■ Your instructions:
Leave out the pictures, then reproduce the rest of the material exactly.

____

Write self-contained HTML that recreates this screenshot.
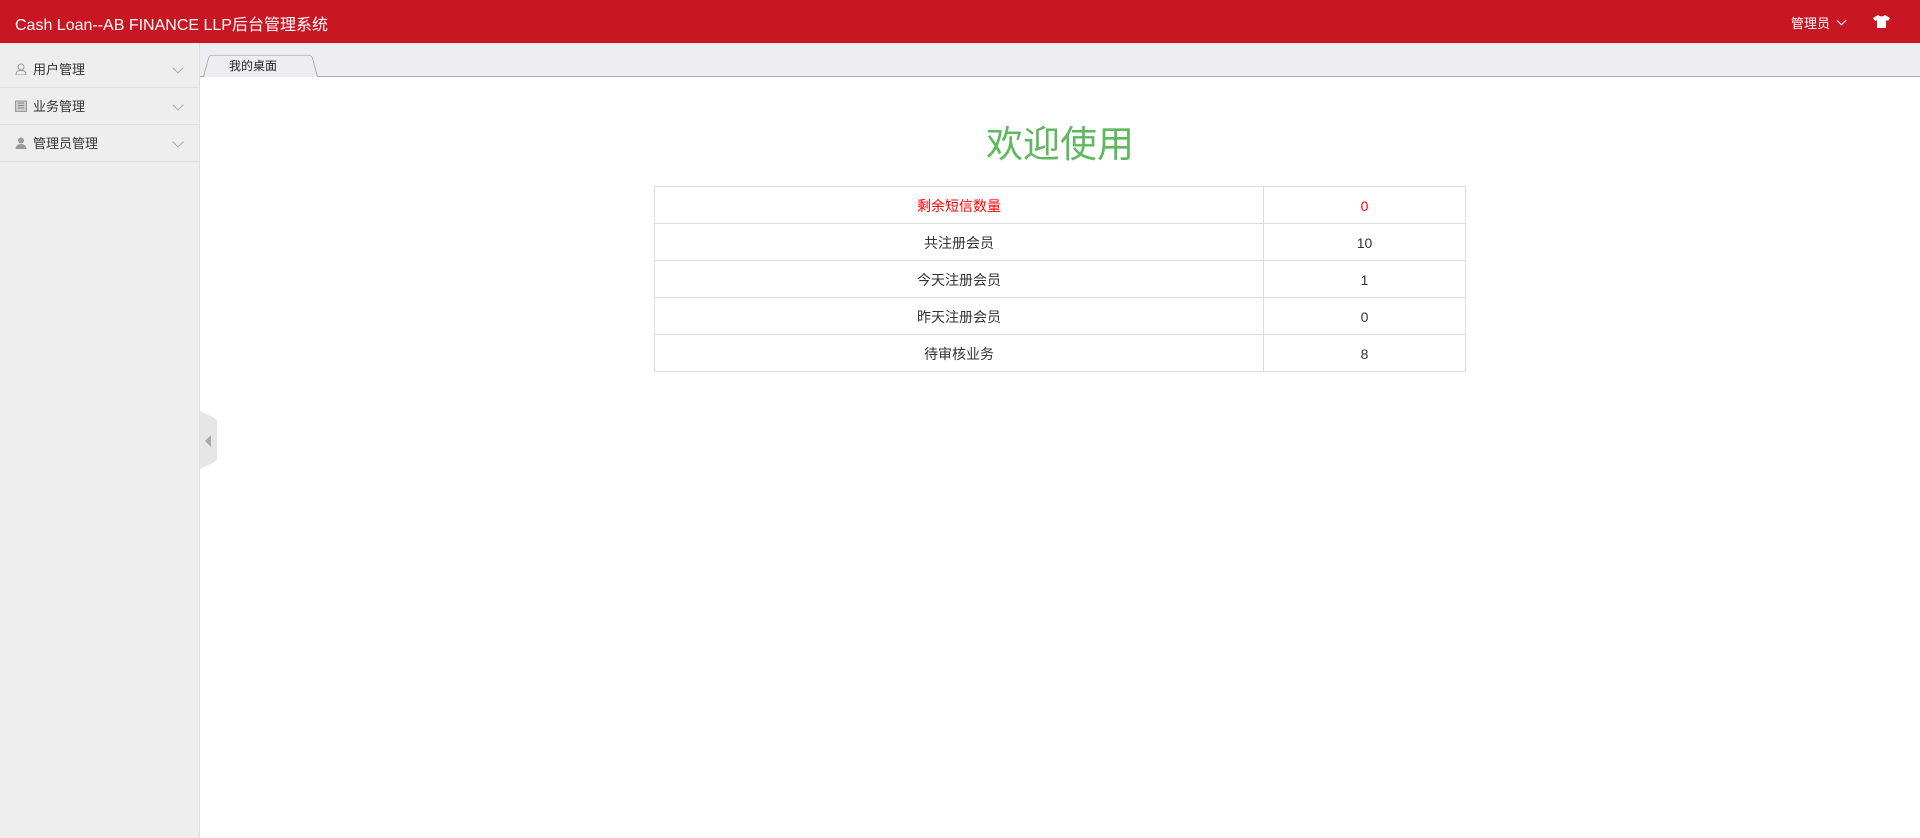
<!DOCTYPE html>
<html><head><meta charset="utf-8"><style>
*{margin:0;padding:0;box-sizing:border-box}
body{width:1920px;height:838px;overflow:hidden;background:#fff;font-family:"Liberation Sans","Noto Sans CJK SC",sans-serif;font-size:13px;color:#333;position:relative}
.hd{position:absolute;left:0;top:0;width:1920px;height:43px;background:#c81623;color:#fff}
.hd .t{position:absolute;left:15px;top:11px;font-size:16px}
.hd .u{position:absolute;left:1791px;top:13px;font-size:13px}
.sb{position:absolute;left:0;top:43px;width:200px;height:795px;background:#eee;border-right:1px solid #ddd;padding-top:8px}
.it{height:37px;border-bottom:1px solid #e0e0e0;position:relative;line-height:37px;padding-left:33px;font-size:13px;color:#333}
.it .ic{position:absolute;left:15px;top:12px;width:12px;height:12px}
.it .ar{position:absolute;right:17px;top:13px;width:8px;height:8px;border-right:1px solid #aaa;border-bottom:1px solid #aaa;transform:rotate(45deg)}
.tb{position:absolute;left:200px;top:43px;width:1720px;height:34px;background:#eeeef0;border-bottom:1px solid #aaa}
.tab{position:absolute;left:3px;top:9px;width:115px;height:25px;background:#eeeef0;border:1px solid #aaa;border-bottom:none;border-radius:4px 4px 0 0;transform:perspective(30px) rotateX(8deg);transform-origin:bottom}
.tabt{position:absolute;left:229px;top:57px;font-size:12px;color:#222}
h1{position:absolute;left:200px;width:1720px;top:114px;text-align:center;font-weight:normal;font-size:37px;color:#5eb95e}
table{position:absolute;left:654px;top:186px;width:812px;border-collapse:collapse}
td{border:1px solid #ddd;height:37px;text-align:center;font-size:14px;color:#333;padding-top:2px}
.r td{color:#f00}
.hdl{position:absolute;left:200px;top:411px;width:17px;height:58px;background:#e6e6e6;clip-path:polygon(0 0,60% 8%,100% 15%,100% 85%,60% 92%,0 100%)}
.hdl:after{content:"";position:absolute;left:5px;top:24px;border-right:6px solid #aaa;border-top:6px solid transparent;border-bottom:6px solid transparent}
</style></head><body>
<div class="hd"><div class="t">Cash Loan--AB FINANCE LLP后台管理系统</div>
<div class="u">管理员 <span style="display:inline-block;width:7px;height:7px;border-right:1.5px solid #fff;border-bottom:1.5px solid #fff;transform:rotate(45deg);margin:0 0 4px 4px"></span></div>
<svg style="position:absolute;left:1873px;top:15px" width="17" height="13" viewBox="0 0 17 13"><path d="M5 0 L0 3 L2 6 L4 5 L4 13 L13 13 L13 5 L15 6 L17 3 L12 0 Q8.5 3 5 0Z" fill="#fff"/></svg>
</div>
<div class="sb">
<div class="it"><svg class="ic" viewBox="0 0 12 12"><circle cx="6" cy="4" r="3" fill="none" stroke="#999"/><path d="M1 12 Q1 7 6 7.5 Q11 7 11 12Z" fill="none" stroke="#999"/></svg>用户管理<span class="ar"></span></div>
<div class="it"><svg class="ic" viewBox="0 0 12 12"><rect x="0.5" y="1" width="11" height="10.5" fill="#ccc" stroke="#999"/><path d="M3 3h6M3 5.5h6M3 8h6" stroke="#888"/></svg>业务管理<span class="ar"></span></div>
<div class="it"><svg class="ic" viewBox="0 0 12 12"><circle cx="6" cy="3.5" r="3" fill="#999"/><path d="M0.5 12 Q1 7 6 7 Q11 7 11.5 12Z" fill="#999"/></svg>管理员管理<span class="ar"></span></div>
</div>
<div class="tb"><div class="tab"></div></div>
<div class="tabt">我的桌面</div>
<h1>欢迎使用</h1>
<table>
<tr class="r"><td style="width:609px">剩余短信数量</td><td>0</td></tr>
<tr><td>共注册会员</td><td>10</td></tr>
<tr><td>今天注册会员</td><td>1</td></tr>
<tr><td>昨天注册会员</td><td>0</td></tr>
<tr><td>待审核业务</td><td>8</td></tr>
</table>
<div class="hdl"></div>
</body></html>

____

■ Correct answer:
Write self-contained HTML that recreates this screenshot.
<!DOCTYPE html>
<html><head><meta charset="utf-8"><style>
*{margin:0;padding:0;box-sizing:border-box}
body{width:1920px;height:838px;overflow:hidden;background:#fff;font-family:"Liberation Sans","Noto Sans CJK SC",sans-serif;font-size:13px;color:#333;position:relative}
.hd{position:absolute;left:0;top:0;width:1920px;height:43px;background:#c81623;color:#fff}
.hd .t{position:absolute;left:15px;top:11px;font-size:16px}
.hd .u{position:absolute;left:1791px;top:13px;font-size:13px}
.sb{position:absolute;left:0;top:43px;width:200px;height:795px;background:#eee;border-right:1px solid #ddd;padding-top:8px}
.it{height:37px;border-bottom:1px solid #e0e0e0;position:relative;line-height:37px;padding-left:33px;font-size:13px;color:#333}
.it .ic{position:absolute;left:15px;top:12px;width:12px;height:12px}
.it .ar{position:absolute;right:17px;top:13px;width:8px;height:8px;border-right:1px solid #aaa;border-bottom:1px solid #aaa;transform:rotate(45deg)}
.tb{position:absolute;left:200px;top:43px;width:1720px;height:34px;background:#eeeef0;border-bottom:1px solid #aaa}
.tab{position:absolute;left:3px;top:9px;width:115px;height:25px;background:#eeeef0;border:1px solid #aaa;border-bottom:none;border-radius:4px 4px 0 0;transform:perspective(30px) rotateX(8deg);transform-origin:bottom}
.tabt{position:absolute;left:229px;top:57px;font-size:12px;color:#222}
h1{position:absolute;left:200px;width:1720px;top:114px;text-align:center;font-weight:normal;font-size:37px;color:#5eb95e}
table{position:absolute;left:654px;top:186px;width:812px;border-collapse:collapse}
td{border:1px solid #ddd;height:37px;text-align:center;font-size:14px;color:#333;padding-top:2px}
.r td{color:#f00}
.hdl{position:absolute;left:200px;top:411px;width:17px;height:58px;background:#e6e6e6;clip-path:polygon(0 0,60% 8%,100% 15%,100% 85%,60% 92%,0 100%)}
.hdl:after{content:"";position:absolute;left:5px;top:24px;border-right:6px solid #aaa;border-top:6px solid transparent;border-bottom:6px solid transparent}
</style></head><body>
<div class="hd"><div class="t">Cash Loan--AB FINANCE LLP后台管理系统</div>
<div class="u">管理员 <span style="display:inline-block;width:7px;height:7px;border-right:1.5px solid #fff;border-bottom:1.5px solid #fff;transform:rotate(45deg);margin:0 0 4px 4px"></span></div>
<svg style="position:absolute;left:1873px;top:15px" width="17" height="13" viewBox="0 0 17 13"><path d="M5 0 L0 3 L2 6 L4 5 L4 13 L13 13 L13 5 L15 6 L17 3 L12 0 Q8.5 3 5 0Z" fill="#fff"/></svg>
</div>
<div class="sb">
<div class="it"><svg class="ic" viewBox="0 0 12 12"><circle cx="6" cy="4" r="3" fill="none" stroke="#999"/><path d="M1 12 Q1 7 6 7.5 Q11 7 11 12Z" fill="none" stroke="#999"/></svg>用户管理<span class="ar"></span></div>
<div class="it"><svg class="ic" viewBox="0 0 12 12"><rect x="0.5" y="1" width="11" height="10.5" fill="#ccc" stroke="#999"/><path d="M3 3h6M3 5.5h6M3 8h6" stroke="#888"/></svg>业务管理<span class="ar"></span></div>
<div class="it"><svg class="ic" viewBox="0 0 12 12"><circle cx="6" cy="3.5" r="3" fill="#999"/><path d="M0.5 12 Q1 7 6 7 Q11 7 11.5 12Z" fill="#999"/></svg>管理员管理<span class="ar"></span></div>
</div>
<div class="tb"><div class="tab"></div></div>
<div class="tabt">我的桌面</div>
<h1>欢迎使用</h1>
<table>
<tr class="r"><td style="width:609px">剩余短信数量</td><td>0</td></tr>
<tr><td>共注册会员</td><td>10</td></tr>
<tr><td>今天注册会员</td><td>1</td></tr>
<tr><td>昨天注册会员</td><td>0</td></tr>
<tr><td>待审核业务</td><td>8</td></tr>
</table>
<div class="hdl"></div>
</body></html>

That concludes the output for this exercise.